## Lines of data
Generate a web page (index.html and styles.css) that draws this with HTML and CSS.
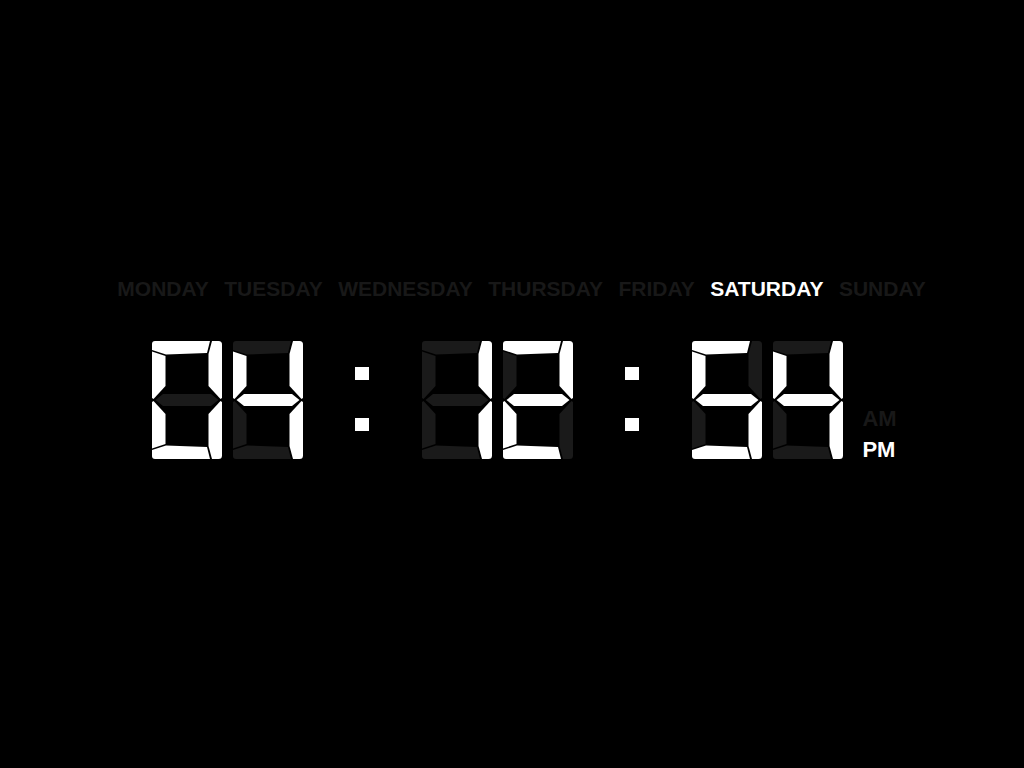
FILE: index.html
```html
<!DOCTYPE html>
<html lang="en">
<head>
<meta charset="utf-8">
<title>Digital Clock</title>
<link rel="stylesheet" href="styles.css">
</head>
<body>
<div class="clock">
  <div class="weekdays">
    <span>MONDAY</span>
    <span>TUESDAY</span>
    <span>WEDNESDAY</span>
    <span>THURSDAY</span>
    <span>FRIDAY</span>
    <span class="active">SATURDAY</span>
    <span>SUNDAY</span>
  </div>
  <div class="display">
    <div class="pair">
      <!-- 0 -->
      <svg class="digit" viewBox="0 0 70 118" width="70" height="118">
        <path class="on"  d="M0 9 V3 Q0 0 3 0 H58 L55 12 L14 13.5 Z"/>
        <path class="on"  d="M60 0 H66.5 Q70 0 70 3.5 V57 L68.5 58 L56.5 45 V13 Z"/>
        <path class="on"  d="M60 118 H66.5 Q70 118 70 114.5 V61 L68.5 60 L56.5 73 V105 Z"/>
        <path class="on"  d="M0 109 V115 Q0 118 3 118 H58 L55 106 L14 104.5 Z"/>
        <path class="on"  d="M0 107.5 L13.5 103 V73 L1.5 60 L0 61 Z"/>
        <path class="on"  d="M0 10.5 L13.5 15 V45 L1.5 58 L0 57 Z"/>
        <path class="off" d="M3.5 59 L11 53 H59 L66.5 59 L59 65 H11 Z"/>
      </svg>
      <!-- 4 -->
      <svg class="digit" viewBox="0 0 70 118" width="70" height="118">
        <path class="off" d="M0 9 V3 Q0 0 3 0 H58 L55 12 L14 13.5 Z"/>
        <path class="on"  d="M60 0 H66.5 Q70 0 70 3.5 V57 L68.5 58 L56.5 45 V13 Z"/>
        <path class="on"  d="M60 118 H66.5 Q70 118 70 114.5 V61 L68.5 60 L56.5 73 V105 Z"/>
        <path class="off" d="M0 109 V115 Q0 118 3 118 H58 L55 106 L14 104.5 Z"/>
        <path class="off" d="M0 107.5 L13.5 103 V73 L1.5 60 L0 61 Z"/>
        <path class="on"  d="M0 10.5 L13.5 15 V45 L1.5 58 L0 57 Z"/>
        <path class="on"  d="M3.5 59 L11 53 H59 L66.5 59 L59 65 H11 Z"/>
      </svg>
    </div>
    <div class="colon"><span></span><span></span></div>
    <div class="pair">
      <!-- 1 -->
      <svg class="digit" viewBox="0 0 70 118" width="70" height="118">
        <path class="off" d="M0 9 V3 Q0 0 3 0 H58 L55 12 L14 13.5 Z"/>
        <path class="on"  d="M60 0 H66.5 Q70 0 70 3.5 V57 L68.5 58 L56.5 45 V13 Z"/>
        <path class="on"  d="M60 118 H66.5 Q70 118 70 114.5 V61 L68.5 60 L56.5 73 V105 Z"/>
        <path class="off" d="M0 109 V115 Q0 118 3 118 H58 L55 106 L14 104.5 Z"/>
        <path class="off" d="M0 107.5 L13.5 103 V73 L1.5 60 L0 61 Z"/>
        <path class="off" d="M0 10.5 L13.5 15 V45 L1.5 58 L0 57 Z"/>
        <path class="off" d="M3.5 59 L11 53 H59 L66.5 59 L59 65 H11 Z"/>
      </svg>
      <!-- 2 -->
      <svg class="digit" viewBox="0 0 70 118" width="70" height="118">
        <path class="on"  d="M0 9 V3 Q0 0 3 0 H58 L55 12 L14 13.5 Z"/>
        <path class="on"  d="M60 0 H66.5 Q70 0 70 3.5 V57 L68.5 58 L56.5 45 V13 Z"/>
        <path class="off" d="M60 118 H66.5 Q70 118 70 114.5 V61 L68.5 60 L56.5 73 V105 Z"/>
        <path class="on"  d="M0 109 V115 Q0 118 3 118 H58 L55 106 L14 104.5 Z"/>
        <path class="on"  d="M0 107.5 L13.5 103 V73 L1.5 60 L0 61 Z"/>
        <path class="off" d="M0 10.5 L13.5 15 V45 L1.5 58 L0 57 Z"/>
        <path class="on"  d="M3.5 59 L11 53 H59 L66.5 59 L59 65 H11 Z"/>
      </svg>
    </div>
    <div class="colon"><span></span><span></span></div>
    <div class="pair">
      <!-- 5 -->
      <svg class="digit" viewBox="0 0 70 118" width="70" height="118">
        <path class="on"  d="M0 9 V3 Q0 0 3 0 H58 L55 12 L14 13.5 Z"/>
        <path class="off" d="M60 0 H66.5 Q70 0 70 3.5 V57 L68.5 58 L56.5 45 V13 Z"/>
        <path class="on"  d="M60 118 H66.5 Q70 118 70 114.5 V61 L68.5 60 L56.5 73 V105 Z"/>
        <path class="on"  d="M0 109 V115 Q0 118 3 118 H58 L55 106 L14 104.5 Z"/>
        <path class="off" d="M0 107.5 L13.5 103 V73 L1.5 60 L0 61 Z"/>
        <path class="on"  d="M0 10.5 L13.5 15 V45 L1.5 58 L0 57 Z"/>
        <path class="on"  d="M3.5 59 L11 53 H59 L66.5 59 L59 65 H11 Z"/>
      </svg>
      <!-- 4 -->
      <svg class="digit" viewBox="0 0 70 118" width="70" height="118">
        <path class="off" d="M0 9 V3 Q0 0 3 0 H58 L55 12 L14 13.5 Z"/>
        <path class="on"  d="M60 0 H66.5 Q70 0 70 3.5 V57 L68.5 58 L56.5 45 V13 Z"/>
        <path class="on"  d="M60 118 H66.5 Q70 118 70 114.5 V61 L68.5 60 L56.5 73 V105 Z"/>
        <path class="off" d="M0 109 V115 Q0 118 3 118 H58 L55 106 L14 104.5 Z"/>
        <path class="off" d="M0 107.5 L13.5 103 V73 L1.5 60 L0 61 Z"/>
        <path class="on"  d="M0 10.5 L13.5 15 V45 L1.5 58 L0 57 Z"/>
        <path class="on"  d="M3.5 59 L11 53 H59 L66.5 59 L59 65 H11 Z"/>
      </svg>
    </div>
    <div class="ampm">
      <span>AM</span>
      <span class="active">PM</span>
    </div>
  </div>
</div>
</body>
</html>
```

FILE: styles.css
```css
html, body {
  margin: 0;
  padding: 0;
  background: #000;
  height: 100%;
}

body {
  font-family: "Liberation Sans", Arial, sans-serif;
  color: #181818;
}

.clock {
  display: flex;
  flex-direction: column;
  align-items: center;
  padding-top: 277px;
  padding-left: 19px;
}

.weekdays {
  display: flex;
  gap: 15.5px;
  font-size: 21px;
  font-weight: bold;
  line-height: 24px;
  color: #181818;
}

.weekdays .active {
  color: #fff;
}

.display {
  display: flex;
  align-items: flex-start;
  margin-top: 40px;
  margin-left: 6px;
}

.pair {
  display: flex;
  gap: 11px;
}

.digit {
  display: block;
}

.digit .on {
  fill: #fff;
}

.digit .off {
  fill: #1a1a1a;
}

.colon {
  display: flex;
  flex-direction: column;
  gap: 38px;
  width: 14px;
  padding-top: 26px;
  margin: 0 53px 0 52px;
}

.colon span {
  display: block;
  width: 14px;
  height: 13px;
  background: #fff;
}

.ampm {
  display: flex;
  flex-direction: column;
  margin-left: 19px;
  padding-top: 62px;
  font-size: 22px;
  font-weight: bold;
  line-height: 31px;
  color: #181818;
}

.ampm .active {
  color: #fff;
}
```
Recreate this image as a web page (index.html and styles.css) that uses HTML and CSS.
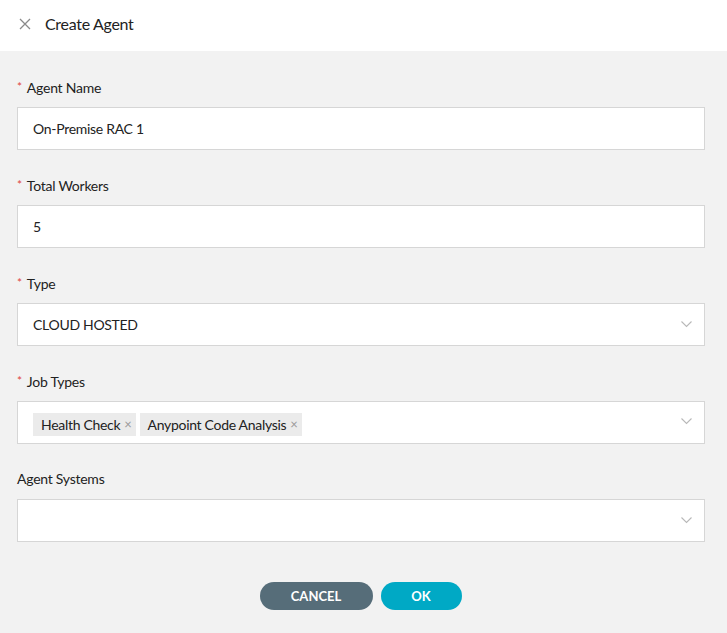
FILE: index.html
```html
<!DOCTYPE html>
<html>
<head>
<meta charset="utf-8">
<link rel="stylesheet" href="styles.css">
</head>
<body>
<div class="header">
  <svg class="close" width="12" height="12" viewBox="0 0 12 12"><path d="M1 1L11 11M11 1L1 11" stroke="#8a8a8a" stroke-width="1.3" fill="none"/></svg>
  <span class="title">Create Agent</span>
</div>
<div class="body">
  <div class="field">
    <div class="label"><span class="req">*</span>Agent Name</div>
    <div class="box">On-Premise RAC 1</div>
  </div>
  <div class="field">
    <div class="label"><span class="req">*</span>Total Workers</div>
    <div class="box">5</div>
  </div>
  <div class="field">
    <div class="label"><span class="req">*</span>Type</div>
    <div class="box select">CLOUD HOSTED<svg class="chev" width="11" height="7" viewBox="0 0 11 7"><path d="M0.5 0.5L5.5 5.5L10.5 0.5" stroke="#b8b8b8" stroke-width="1.1" fill="none"/></svg></div>
  </div>
  <div class="field">
    <div class="label"><span class="req">*</span>Job Types</div>
    <div class="box select tags">
      <span class="tag">Health Check<span class="x">×</span></span>
      <span class="tag">Anypoint Code Analysis<span class="x">×</span></span>
      <svg class="chev" width="11" height="7" viewBox="0 0 11 7"><path d="M0.5 0.5L5.5 5.5L10.5 0.5" stroke="#b8b8b8" stroke-width="1.1" fill="none"/></svg>
    </div>
  </div>
  <div class="field">
    <div class="label">Agent Systems</div>
    <div class="box select"><svg class="chev" width="11" height="7" viewBox="0 0 11 7"><path d="M0.5 0.5L5.5 5.5L10.5 0.5" stroke="#b8b8b8" stroke-width="1.1" fill="none"/></svg></div>
  </div>
  <div class="actions">
    <button class="btn cancel">CANCEL</button>
    <button class="btn ok">OK</button>
  </div>
</div>
</body>
</html>
```
FILE: styles.css
```css
html, body {
  margin: 0;
  padding: 0;
  background: #f2f2f2;
  font-family: Lato, "Open Sans", sans-serif;
  color: #222;
}
.header {
  height: 51px;
  background: #fff;
  display: flex;
  align-items: center;
  padding-left: 19px;
  padding-bottom: 4px;
  box-sizing: border-box;
}
.close {
  margin-right: 14px;
}
.title {
  font-size: 16px;
  letter-spacing: -0.3px;
  color: #222;
}
.body {
  padding: 26px 22px 0 17px;
}
.field {
  margin-bottom: 25px;
}
.label {
  font-size: 14px;
  letter-spacing: -0.25px;
  color: #222;
  height: 20px;
  line-height: 20px;
  margin-bottom: 10px;
}
.req {
  color: #e0463e;
  font-size: 12px;
  margin-right: 5px;
  vertical-align: 2px;
}
.box {
  height: 43px;
  box-sizing: border-box;
  background: #fff;
  border: 1px solid #d6d6d6;
  display: flex;
  align-items: center;
  padding-left: 15px;
  font-size: 14px;
  letter-spacing: -0.3px;
  color: #222;
  position: relative;
}
.box.tags {
  padding-left: 15px;
  padding-top: 4px;
  gap: 4px;
  height: 43px;
}
.chev {
  position: absolute;
  right: 12px;
  top: 17px;
}
.tags .chev {
  top: 16px;
}
.tag {
  background: #ebebeb;
  height: 23px;
  line-height: 23px;
  padding: 0 4px 0 8px;
  font-size: 14px;
  display: inline-flex;
  align-items: center;
}
.tag .x {
  color: #999;
  font-size: 13px;
  margin-left: 4px;
}
.actions {
  display: flex;
  justify-content: center;
  gap: 8px;
  padding-top: 15px;
  padding-right: 1px;
}
.btn {
  border: none;
  height: 28px;
  border-radius: 14px;
  color: #fff;
  font-family: Lato, "Open Sans", sans-serif;
  font-weight: bold;
  font-size: 13px;
  padding: 0;
}
.cancel {
  background: #566d79;
  width: 113px;
}
.ok {
  background: #00a9c5;
  width: 81px;
}
```
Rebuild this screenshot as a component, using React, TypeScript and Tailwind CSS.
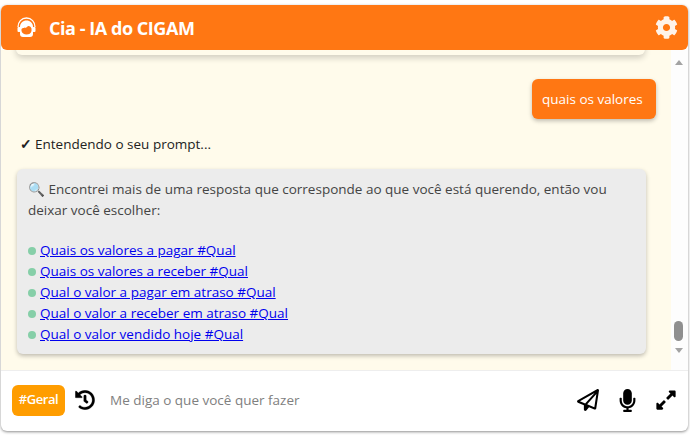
import { FaCog, FaHistory, FaMicrophone, FaExpandAlt } from "react-icons/fa";
import { FaRegPaperPlane } from "react-icons/fa6";

const links = [
  "Quais os valores a pagar #Qual",
  "Quais os valores a receber #Qual",
  "Qual o valor a pagar em atraso #Qual",
  "Qual o valor a receber em atraso #Qual",
  "Qual o valor vendido hoje #Qual",
];

function AgentIcon() {
  return (
    <svg width="23" height="22" viewBox="0 0 23 22" fill="none">
      <path d="M3 10C3 5 6.500 1 11.500 1S20 5 20 10" stroke="#fff" strokeWidth="1.300" />
      <path d="M5 10C5 6 8 3.500 11.500 3.500S18 6 18 10V17Q18 20 15 20H8Q5 20 5 17Z" fill="#fff" />
      <rect x="2.500" y="10" width="3" height="5" rx="1" fill="#fff" />
      <rect x="17.500" y="10" width="3" height="5" rx="1" fill="#fff" />
      <path d="M6.500 12C8.500 10 10 11.500 12 10C13 8.500 15 8.500 16.500 11.500V14C16 16.500 14 17.500 11.500 17.500S7 16 6.500 14Z" fill="#ff7713" />
    </svg>
  );
}

export default function App() {
  return (
    <div className="h-[436px] w-[690px] bg-white pl-px pt-[5px] font-['Open_Sans',sans-serif]">
      <div className="flex h-[426px] w-[687px] flex-col rounded-md bg-white shadow-[0_1px_3px_rgba(0,0,0,0.45)]">
        <header className="z-10 flex h-[45px] shrink-0 items-center justify-between rounded-md bg-[#ff7713] pl-[14px] pr-[10px]">
          <div className="flex items-center gap-[11px]">
            <AgentIcon />
            <span className="pt-[1px] text-[18px] font-bold tracking-[-0.45px] text-white">Cia - IA do CIGAM</span>
          </div>
          <FaCog className="text-[23px] text-[#fff3ea]" />
        </header>

        <div className="flex h-[320px] shrink-0">
          <main className="flex w-[670px] flex-col overflow-hidden bg-[#fffbeb] pl-[15px] pr-[15px] text-[13.5px] text-[#333]">
            <div className="-mt-[20px] h-[25px] w-[629px] shrink-0 rounded-md bg-[#fffbeb] shadow-[0_3px_6px_rgba(0,0,0,0.18)]" />
            <div className="mt-[24px] flex justify-end">
              <div className="flex h-[40px] w-[124px] items-center rounded-md bg-[#ff7713] pl-[10px] text-white shadow-[0_2px_4px_rgba(0,0,0,0.25)]">
                quais os valores
              </div>
            </div>
            <p className="mt-[16px] flex items-center gap-[3px] pl-[4px] leading-[19px] text-[#222]">
              <span className="font-bold">✓</span>
              <span>Entendendo o seu prompt...</span>
            </p>
            <div className="ml-px mt-[15px] h-[185px] w-[629px] shrink-0 rounded-md bg-[#ececec] px-[11px] pt-[10px] leading-[21px] text-[#444] shadow-[0_2px_4px_rgba(0,0,0,0.25)]">
              <p>🔍 Encontrei mais de uma resposta que corresponde ao que você está querendo, então vou deixar você escolher:</p>
              <ul className="mt-[19px]">
                {links.map((l) => (
                  <li key={l} className="flex items-center gap-[4px]">
                    <span className="h-[8px] w-[8px] rounded-full bg-[#86cfa8]" />
                    <a href="#" className="text-[#0000ee] underline">{l}</a>
                  </li>
                ))}
              </ul>
            </div>
          </main>
          <div className="relative w-[17px] bg-[#fdfdfd]">
            <span className="absolute left-[4px] top-[10px] h-0 w-0 border-x-[4px] border-b-[5px] border-x-transparent border-b-[#a3a3a3]" />
            <span className="absolute left-[3px] top-[271px] h-[20px] w-[9px] rounded-full bg-[#8f8f8f]" />
            <span className="absolute left-[4px] top-[298px] h-0 w-0 border-x-[4px] border-t-[5px] border-x-transparent border-t-[#a3a3a3]" />
          </div>
        </div>

        <footer className="flex flex-1 items-center border-t border-[#eeeeee] pb-[2px] pl-[11px] pr-[11px]">
          <div className="flex h-[31px] w-[53px] items-center justify-center rounded-md bg-[#ff9d00] text-[13px] font-semibold tracking-[-0.4px] text-white">
            #Geral
          </div>
          <FaHistory className="ml-[10px] stroke-current stroke-[6] text-[20px] text-black" />
          <span className="ml-[15px] flex-1 text-[13.5px] text-[#808080]">Me diga o que você quer fazer</span>
          <FaRegPaperPlane className="text-[22px] text-black" />
          <FaMicrophone className="ml-[17px] text-[23px] text-black" />
          <FaExpandAlt className="ml-[16px] text-[22px] text-black" />
        </footer>
      </div>
    </div>
  );
}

## REQUEST
Using the listing, say how many lines include the word "page", and add nothing else.

## TASK OUTPUT
2